Dickens was born February 7, 1812, in Portsmouth and spent most of his childhood in London and Kent, both of which appear frequently in his novels. He started school at the age of nine, but his education was interrupted when his father, an amiable but careless minor civil servant, was imprisoned for debt in 1824. The boy was then forced to support himself by working in a shoe-polish factory. A resulting sense of humiliation and abandonment haunted him for life, and he later described this experience, only slightly altered, in his novel David Copperfield (1849-1850). From 1824 to 1826, Dickens again attended school. For the most part, however, he was self-educated. Among his favorite books were those by such great 18th-century novelists as Henry Fielding and Tobias Smollett, and their influence can be discerned in Dickens's own novels. In 1827 Dickens took a job as a legal clerk. After learning shorthand, he began working as a reporter in the courts and Parliament, perhaps developing the power of precise description that was to make his creative writing so remarkable.
In December 1833 Dickens published the first of a series of original descriptive sketches of daily life in London, using the pseudonym Boz. A London publisher commissioned a volume of similar sketches to accompany illustrations by the celebrated artist George Cruikshank. The success of this work, Sketches by Boz (1836), permitted Dickens to marry Catherine Hogarth in 1836 and led to the proposal of a similar publishing venture in collaboration with the popular artist Robert Seymour. When Seymour committed suicide, another artist, H. K. Browne, called Phiz, who subsequently drew the pictures for most of Dickens's later works, took his place. Dickens transformed this particular project from a set of loosely connected vignettes into a comic narrative, The Pickwick Papers (1837). The success of this first novel made Dickens famous. At the same time it influenced the publishing industry in Great Britain, being issued in a rather unusual form, that of inexpensive monthly installments; this method of publication quickly became popular among Dickens's contemporaries.
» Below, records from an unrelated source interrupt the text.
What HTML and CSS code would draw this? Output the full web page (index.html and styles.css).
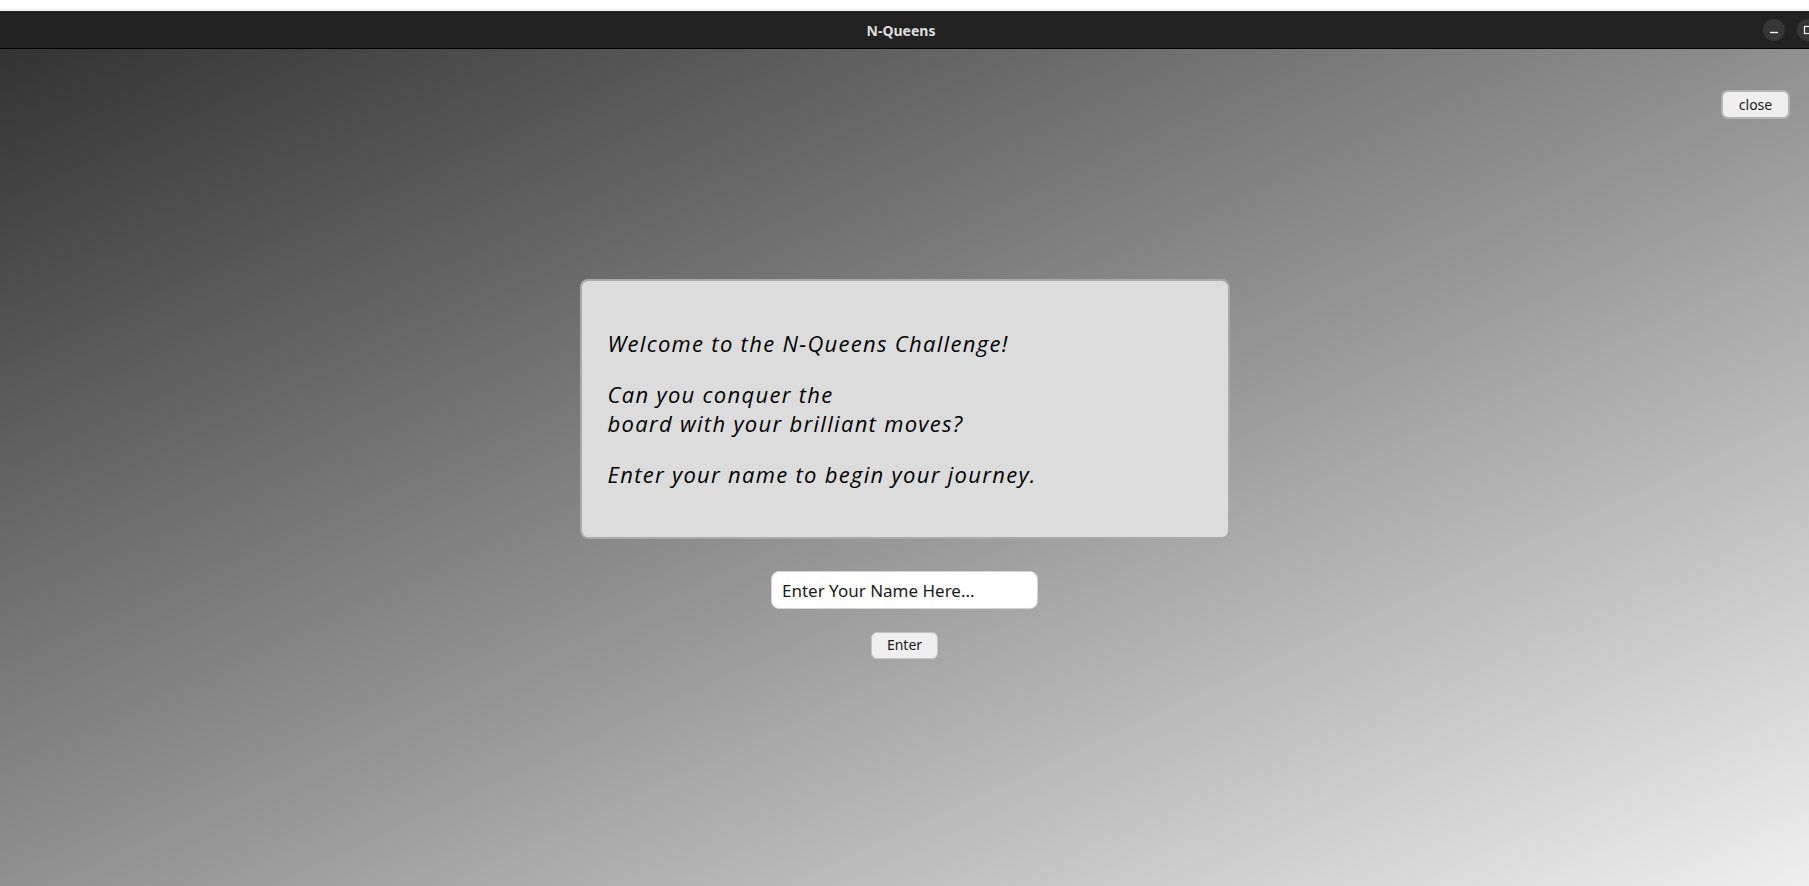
FILE: index.html
```html
<!DOCTYPE html>
<html lang="en">
<head>
<meta charset="utf-8">
<title>N-Queens</title>
<link rel="stylesheet" href="styles.css">
</head>
<body>
<div class="topstrip"></div>
<header class="titlebar">
  <div class="title">N-Queens</div>
  <div class="winctl">
    <span class="wbtn"><svg width="22" height="22" viewBox="0 0 22 22"><line x1="7" y1="13.5" x2="15" y2="13.5" stroke="#f2f2f2" stroke-width="1.4"/></svg></span>
    <span class="wbtn"><svg width="22" height="22" viewBox="0 0 22 22"><rect x="7.5" y="7.5" width="7" height="7" fill="none" stroke="#f2f2f2" stroke-width="1.2"/></svg></span>
  </div>
</header>
<main class="app">
  <div class="toolbar"><button class="btn close-btn">close</button></div>
  <section class="stage">
    <div class="card">
      <p>Welcome to the N-Queens Challenge!</p>
      <p>Can you conquer the<br>board with your brilliant moves?</p>
      <p>Enter your name to begin your journey.</p>
    </div>
    <input class="name" type="text" placeholder="Enter Your Name Here..." autofocus>
    <button class="btn enter-btn">Enter</button>
  </section>
</main>
</body>
</html>
```

FILE: styles.css
```css
html, body {
  margin: 0;
  padding: 0;
  height: 100%;
}
body {
  width: 1809px;
  height: 886px;
  overflow: hidden;
  display: flex;
  flex-direction: column;
  font-family: "Noto Sans", "DejaVu Sans", sans-serif;
  background: #fff;
}
.topstrip {
  height: 11px;
  background: #ffffff;
  box-shadow: inset 0 -2px 2px rgba(0,0,0,0.05);
  flex: none;
}
.titlebar {
  height: 37px;
  background: #222222;
  border-bottom: 1px solid #000;
  display: flex;
  align-items: center;
  justify-content: center;
  position: relative;
  flex: none;
  overflow: hidden;
}
.title {
  color: #dedede;
  font-weight: bold;
  font-size: 14px;
  margin-left: -7px;
  margin-top: 1px;
}
.winctl {
  position: absolute;
  top: 8px;
  left: 1763px;
  display: flex;
  gap: 12px;
}
.wbtn {
  width: 22px;
  height: 22px;
  border-radius: 50%;
  background: #363636;
  display: block;
}
.wbtn svg { display: block; }
.app {
  flex: 1;
  background: linear-gradient(to bottom right, #333333 0%, #909090 50%, #efefef 100%);
  display: flex;
  flex-direction: column;
}
.toolbar {
  display: flex;
  justify-content: flex-end;
  padding: 41px 19px 0 0;
}
.btn {
  font-family: "Noto Sans", "DejaVu Sans", sans-serif;
  background: #efefef;
  color: #1a1a1a;
  cursor: pointer;
}
.close-btn {
  width: 69px;
  height: 29px;
  font-size: 14px;
  border: 2px solid #b4b4b4;
  border-radius: 7px;
  padding: 0;
}
.stage {
  display: flex;
  flex-direction: column;
  align-items: center;
  padding-top: 160px;
}
.card {
  box-sizing: border-box;
  width: 650px;
  height: 260px;
  background: #dcdcdc;
  border: 2px solid #a9a9a9;
  border-radius: 8px;
  padding: 48px 26px 0;
  font-family: "Open Sans", "Noto Sans", sans-serif;
  font-style: italic;
  font-size: 22px;
  line-height: 28.6px;
  letter-spacing: 1.3px;
  color: #000;
}
.card p {
  margin: 0 0 22.5px;
}
.name {
  box-sizing: border-box;
  margin-top: 32px;
  width: 267px;
  height: 38px;
  border: 1px solid #d4d4d4;
  border-radius: 8px;
  background: #fff;
  padding: 0 10px;
  font-family: "Noto Sans", "DejaVu Sans", sans-serif;
  font-size: 17px;
  color: #111;
  outline: none;
}
.name::placeholder {
  color: #1a1a1a;
  opacity: 1;
}
.enter-btn {
  margin-top: 23px;
  width: 67px;
  height: 27px;
  font-size: 14px;
  border: 1px solid #c4c4c4;
  border-radius: 6px;
  padding: 0 0 2px;
}
```
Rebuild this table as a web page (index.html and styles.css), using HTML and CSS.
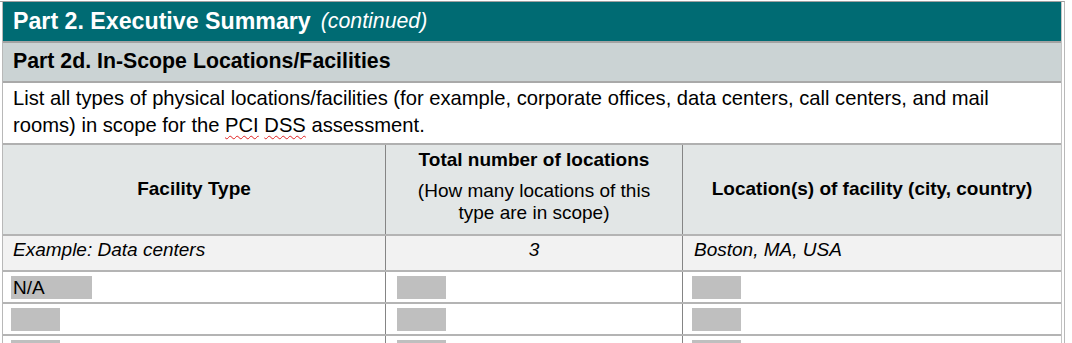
FILE: index.html
```html
<!DOCTYPE html>
<html lang="en">
<head>
<meta charset="utf-8">
<title>Part 2d. In-Scope Locations/Facilities</title>
<link rel="stylesheet" href="styles.css">
</head>
<body>
<div class="page">
  <div class="frame">
    <div class="title">Part 2. Executive Summary<span class="cont">(continued)</span></div>
    <div class="sub">Part 2d. In-Scope Locations/Facilities</div>
    <div class="desc">List all types of physical locations/facilities (for example, corporate offices, data centers, call centers, and mail rooms) in scope for the <span class="sp">PCI</span> <span class="sp">DSS</span> assessment.</div>
    <div class="row head">
      <div class="cell c1"><b>Facility Type</b></div>
      <div class="cell c2">
        <div class="hstack">
          <b>Total number of locations</b>
          <span class="hnote">(How many locations of this type are in scope)</span>
        </div>
      </div>
      <div class="cell c3"><b>Location(s) of facility (city, country)</b></div>
    </div>
    <div class="row example">
      <div class="cell c1">Example: Data centers</div>
      <div class="cell c2 num">3</div>
      <div class="cell c3">Boston, MA, USA</div>
    </div>
    <div class="row data">
      <div class="cell c1"><span class="field wide">N/A</span></div>
      <div class="cell c2"><span class="field"></span></div>
      <div class="cell c3"><span class="field"></span></div>
    </div>
    <div class="row data">
      <div class="cell c1"><span class="field"></span></div>
      <div class="cell c2"><span class="field"></span></div>
      <div class="cell c3"><span class="field"></span></div>
    </div>
    <div class="row data">
      <div class="cell c1"><span class="field"></span></div>
      <div class="cell c2"><span class="field"></span></div>
      <div class="cell c3"><span class="field"></span></div>
    </div>
  </div>
</div>
</body>
</html>
```
FILE: styles.css
```css
html, body {
  margin: 0;
  padding: 0;
  background: #ffffff;
}
body {
  font-family: "Liberation Sans", Arial, sans-serif;
  color: #000000;
  overflow: hidden;
  height: 343px;
}
.page {
  width: 1065px;
  height: 342px;
  margin-top: 1px;
  padding-right: 2px;
  border-top: 1px solid #a0a0a0;
  border-right: 1px solid #b8b8b8;
  box-sizing: border-box;
  overflow: hidden;
}
.frame {
  margin-left: 2px;
  border-left: 1px solid #b8b8b8;
  border-right: 1px solid #c4c4c4;
}
.title {
  height: 41px;
  box-sizing: border-box;
  background: #006b73;
  color: #ffffff;
  font-weight: bold;
  font-size: 23.2px;
  display: flex;
  align-items: center;
  padding-left: 10px;
  border-bottom: 2px solid #a3a3a3;
}
.title .cont {
  font-style: italic;
  font-weight: normal;
  font-size: 21.3px;
  margin-left: 10px;
}
.sub {
  background: #cbd3d4;
  font-weight: bold;
  font-size: 21.3px;
  display: flex;
  align-items: center;
  padding-left: 10px;
  padding-bottom: 2px;
  box-sizing: border-box;
  border-bottom: 2px solid #a9a9a9;
  height: 40px;
}
.desc {
  font-size: 20.2px;
  line-height: 27px;
  padding: 2px 40px 4px 10px;
  box-sizing: border-box;
  border-bottom: 2px solid #b0b0b0;
  height: 62px;
}
.sp {
  text-decoration: underline wavy #e02020;
  text-decoration-thickness: 1px;
  text-underline-offset: 3px;
}
.row {
  display: grid;
  grid-template-columns: 382px 297px 1fr;
  border-bottom: 2px solid #b4b4b4;
  font-size: 19px;
}
.cell.c2, .cell.c3 {
  border-left: 1px solid #858585;
}
.head {
  height: 91px;
  box-sizing: border-box;
  background: #e2e6e6;
  line-height: 22px;
}
.head .cell {
  display: flex;
  align-items: center;
  justify-content: center;
  text-align: center;
  padding-bottom: 2px;
}
.hstack {
  display: flex;
  flex-direction: column;
  align-items: center;
  gap: 9px;
  padding-bottom: 4px;
}
.hnote {
  width: 240px;
}
.example {
  height: 36px;
  box-sizing: border-box;
  background: #f2f2f2;
  font-style: italic;
  line-height: 22px;
}
.example .cell {
  padding: 3px 10px 0 10px;
}
.example .c3 {
  padding-left: 11px;
}
.example .num {
  text-align: center;
  padding-left: 0;
  padding-right: 0;
}
.data {
  height: 32px;
  box-sizing: border-box;
}
.data .cell {
  padding-top: 4px;
}
.data .c1 { padding-left: 8px; }
.data .c2 { padding-left: 11px; }
.data .c3 { padding-left: 9px; }
.field {
  display: block;
  width: 49px;
  height: 23px;
  background: #bfbfbf;
  font-size: 19px;
  line-height: 23px;
  padding-left: 2px;
  box-sizing: border-box;
}
.field.wide {
  width: 81px;
}
```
Dickens subsequently maintained his fame with a constant stream of novels. A man of enormous energy and wide talents, he also engaged in many other activities. He edited the weekly periodicals Household Words (1850-1859) and All the Year Round (1859-1870), composed the travel books American Notes (1842) and Pictures from Italy (1846), administered charitable organizations, and pressed for many social reforms. In 1842 he lectured in the United States in favor of an international copyright agreement and in opposition to slavery. In 1843 he published A Christmas Carol, an ever-popular children's story. Dickens's extraliterary activities also included managing a theatrical company that played before Queen Victoria in 1851 and giving public readings of his own works in England and America. All these successes, however, were shadowed by domestic unhappiness. Incompatibility and Dickens's relations with a young actress, Ellen Ternan, led to his separation from his wife in 1858, after the marriage had produced ten children. He suffered a fatal stroke on June 9, 1870, and was buried in Westminster Abbey five days later.
As Dickens matured artistically, his novels developed from comic tales based on the adventures of a central character, like The Pickwick Papers and Nicholas Nickleby (1838-1839), to works of great social relevance, psychological insight, and narrative and symbolic complexity. Among his fine works are Bleak House (1852-1853), Little Dorritt (1857), Great Expectations (1860-1861), and Our Mutual Friend (1865). Readers of the 19th and early 20th century usually prized Dickens's earlier novels for their humor and pathos. While recognizing the virtues of these books, critics today tend to rank more highly the later works because of their formal coherence and acute perception of the human condition. In addition to those mentioned, Dickens's major writings include Oliver Twist (1838), The Old Curiosity Shop (1840-1841), Barnaby Rudge (1841), Martin Chuzzlewit (1843-1844), Dombey and Son (1846-1848), Hard Times (1854), A Tale of Two Cities (1859), and The Mystery of Edwin Drood (unfinished, 1870).